--- Begin Data lines ---
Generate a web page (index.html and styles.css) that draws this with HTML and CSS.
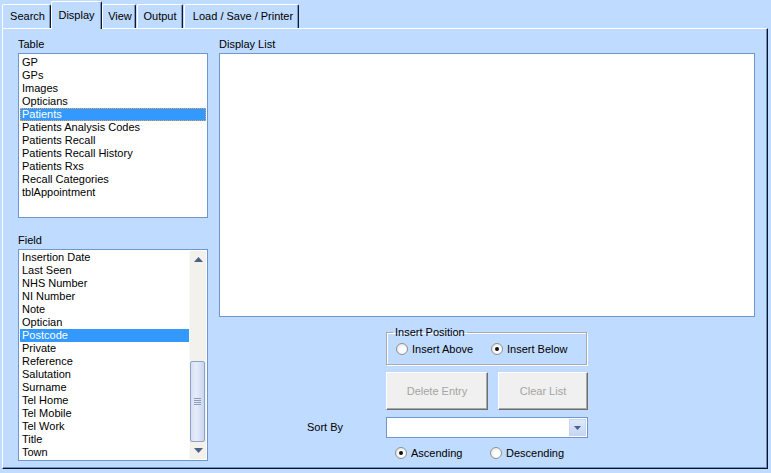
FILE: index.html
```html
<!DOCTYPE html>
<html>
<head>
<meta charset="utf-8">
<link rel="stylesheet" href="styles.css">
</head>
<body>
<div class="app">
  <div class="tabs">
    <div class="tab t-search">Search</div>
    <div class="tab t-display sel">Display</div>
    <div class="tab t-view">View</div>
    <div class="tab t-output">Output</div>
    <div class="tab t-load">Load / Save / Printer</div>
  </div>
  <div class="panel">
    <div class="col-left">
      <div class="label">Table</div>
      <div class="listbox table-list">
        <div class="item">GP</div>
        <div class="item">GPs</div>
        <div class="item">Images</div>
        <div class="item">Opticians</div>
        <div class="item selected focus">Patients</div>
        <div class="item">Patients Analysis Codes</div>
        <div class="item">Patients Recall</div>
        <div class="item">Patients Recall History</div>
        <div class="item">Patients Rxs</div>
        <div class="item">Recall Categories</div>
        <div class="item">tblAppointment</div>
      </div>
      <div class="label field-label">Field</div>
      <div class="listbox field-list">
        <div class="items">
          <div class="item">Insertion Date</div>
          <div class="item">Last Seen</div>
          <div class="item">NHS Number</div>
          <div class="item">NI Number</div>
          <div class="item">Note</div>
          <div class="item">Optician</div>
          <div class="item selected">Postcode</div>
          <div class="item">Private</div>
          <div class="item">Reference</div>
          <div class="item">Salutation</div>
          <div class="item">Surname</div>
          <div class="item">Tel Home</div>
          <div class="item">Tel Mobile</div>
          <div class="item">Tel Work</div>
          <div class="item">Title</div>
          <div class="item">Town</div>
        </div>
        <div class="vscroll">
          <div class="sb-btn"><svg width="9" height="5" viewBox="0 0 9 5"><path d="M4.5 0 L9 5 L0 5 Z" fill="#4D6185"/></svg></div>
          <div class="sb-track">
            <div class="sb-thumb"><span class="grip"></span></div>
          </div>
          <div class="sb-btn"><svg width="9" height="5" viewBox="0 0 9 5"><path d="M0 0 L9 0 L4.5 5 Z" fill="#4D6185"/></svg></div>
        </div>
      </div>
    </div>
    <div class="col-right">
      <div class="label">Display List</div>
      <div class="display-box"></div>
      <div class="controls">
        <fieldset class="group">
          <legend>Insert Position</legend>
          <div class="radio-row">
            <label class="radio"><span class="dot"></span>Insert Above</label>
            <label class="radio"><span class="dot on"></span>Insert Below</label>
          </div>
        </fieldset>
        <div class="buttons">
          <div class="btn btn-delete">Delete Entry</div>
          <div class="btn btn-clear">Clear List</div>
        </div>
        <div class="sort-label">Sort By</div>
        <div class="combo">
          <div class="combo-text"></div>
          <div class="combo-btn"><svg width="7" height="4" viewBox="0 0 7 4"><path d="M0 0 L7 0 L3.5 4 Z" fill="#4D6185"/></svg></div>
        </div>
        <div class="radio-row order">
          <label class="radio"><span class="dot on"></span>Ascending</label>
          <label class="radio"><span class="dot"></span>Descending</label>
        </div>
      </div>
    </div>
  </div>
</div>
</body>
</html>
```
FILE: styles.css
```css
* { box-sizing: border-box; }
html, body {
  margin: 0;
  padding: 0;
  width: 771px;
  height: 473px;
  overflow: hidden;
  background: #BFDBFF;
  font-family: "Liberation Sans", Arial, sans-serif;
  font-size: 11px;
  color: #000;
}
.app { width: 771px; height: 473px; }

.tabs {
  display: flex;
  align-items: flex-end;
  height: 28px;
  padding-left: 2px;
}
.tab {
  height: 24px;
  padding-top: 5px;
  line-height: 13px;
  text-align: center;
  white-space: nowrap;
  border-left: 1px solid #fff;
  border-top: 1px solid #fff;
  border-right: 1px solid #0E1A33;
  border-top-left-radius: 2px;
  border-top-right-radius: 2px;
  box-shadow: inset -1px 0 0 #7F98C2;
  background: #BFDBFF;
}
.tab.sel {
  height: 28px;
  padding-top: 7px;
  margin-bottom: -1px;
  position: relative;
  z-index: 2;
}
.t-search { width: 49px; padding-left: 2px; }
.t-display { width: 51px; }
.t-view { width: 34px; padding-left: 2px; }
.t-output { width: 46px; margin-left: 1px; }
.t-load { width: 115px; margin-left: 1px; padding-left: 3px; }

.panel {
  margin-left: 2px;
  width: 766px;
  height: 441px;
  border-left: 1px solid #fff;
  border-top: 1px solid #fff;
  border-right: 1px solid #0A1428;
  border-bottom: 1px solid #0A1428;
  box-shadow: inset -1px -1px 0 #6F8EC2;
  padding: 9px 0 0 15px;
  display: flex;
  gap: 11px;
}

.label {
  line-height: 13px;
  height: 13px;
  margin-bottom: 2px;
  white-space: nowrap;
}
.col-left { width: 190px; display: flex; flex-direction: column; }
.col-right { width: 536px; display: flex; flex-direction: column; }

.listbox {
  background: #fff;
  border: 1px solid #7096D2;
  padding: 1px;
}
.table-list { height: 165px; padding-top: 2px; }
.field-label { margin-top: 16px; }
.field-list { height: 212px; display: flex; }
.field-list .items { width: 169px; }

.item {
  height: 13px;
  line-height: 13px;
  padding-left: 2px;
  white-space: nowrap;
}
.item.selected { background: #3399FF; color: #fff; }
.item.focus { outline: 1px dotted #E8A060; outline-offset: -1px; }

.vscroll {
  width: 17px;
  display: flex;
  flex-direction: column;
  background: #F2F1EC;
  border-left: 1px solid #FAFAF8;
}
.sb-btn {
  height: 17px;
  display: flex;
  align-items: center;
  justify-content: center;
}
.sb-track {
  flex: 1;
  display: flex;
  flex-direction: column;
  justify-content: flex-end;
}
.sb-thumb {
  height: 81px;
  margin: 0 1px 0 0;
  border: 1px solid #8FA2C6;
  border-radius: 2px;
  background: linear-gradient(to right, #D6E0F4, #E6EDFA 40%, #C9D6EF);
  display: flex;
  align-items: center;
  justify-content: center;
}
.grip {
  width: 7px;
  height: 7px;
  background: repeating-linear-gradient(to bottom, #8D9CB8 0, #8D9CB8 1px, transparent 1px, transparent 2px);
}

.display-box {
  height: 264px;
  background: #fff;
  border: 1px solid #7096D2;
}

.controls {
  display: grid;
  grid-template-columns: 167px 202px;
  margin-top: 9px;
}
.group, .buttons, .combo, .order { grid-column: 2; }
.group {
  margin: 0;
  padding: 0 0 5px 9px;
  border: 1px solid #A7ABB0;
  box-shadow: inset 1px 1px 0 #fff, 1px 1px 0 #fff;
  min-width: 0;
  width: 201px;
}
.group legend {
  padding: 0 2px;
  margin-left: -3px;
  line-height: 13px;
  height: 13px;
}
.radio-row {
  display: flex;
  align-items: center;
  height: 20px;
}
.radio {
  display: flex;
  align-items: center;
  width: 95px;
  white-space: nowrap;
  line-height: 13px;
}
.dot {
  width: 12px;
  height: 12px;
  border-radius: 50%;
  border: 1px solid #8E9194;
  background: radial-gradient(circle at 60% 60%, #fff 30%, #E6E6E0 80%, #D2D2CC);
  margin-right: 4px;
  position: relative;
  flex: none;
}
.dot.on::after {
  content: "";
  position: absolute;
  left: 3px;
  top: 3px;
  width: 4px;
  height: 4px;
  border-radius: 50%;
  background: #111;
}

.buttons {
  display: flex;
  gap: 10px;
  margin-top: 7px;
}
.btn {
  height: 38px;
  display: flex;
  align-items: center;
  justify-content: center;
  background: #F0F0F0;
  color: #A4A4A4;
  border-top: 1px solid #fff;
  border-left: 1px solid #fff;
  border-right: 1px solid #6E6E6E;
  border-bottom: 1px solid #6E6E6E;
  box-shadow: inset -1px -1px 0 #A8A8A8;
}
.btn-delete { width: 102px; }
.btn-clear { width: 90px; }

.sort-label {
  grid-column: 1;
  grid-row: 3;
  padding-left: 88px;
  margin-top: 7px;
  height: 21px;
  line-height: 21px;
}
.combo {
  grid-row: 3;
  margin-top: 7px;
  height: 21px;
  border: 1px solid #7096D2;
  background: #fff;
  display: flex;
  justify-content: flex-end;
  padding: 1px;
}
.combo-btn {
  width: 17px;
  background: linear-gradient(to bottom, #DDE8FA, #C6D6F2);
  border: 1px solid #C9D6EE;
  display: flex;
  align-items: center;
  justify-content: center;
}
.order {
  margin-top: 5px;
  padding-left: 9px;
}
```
--- End Data lines ---
### [Work instructions]
Across the material above, count every line holding "styles" and write down only the number.

### [Written answer]
3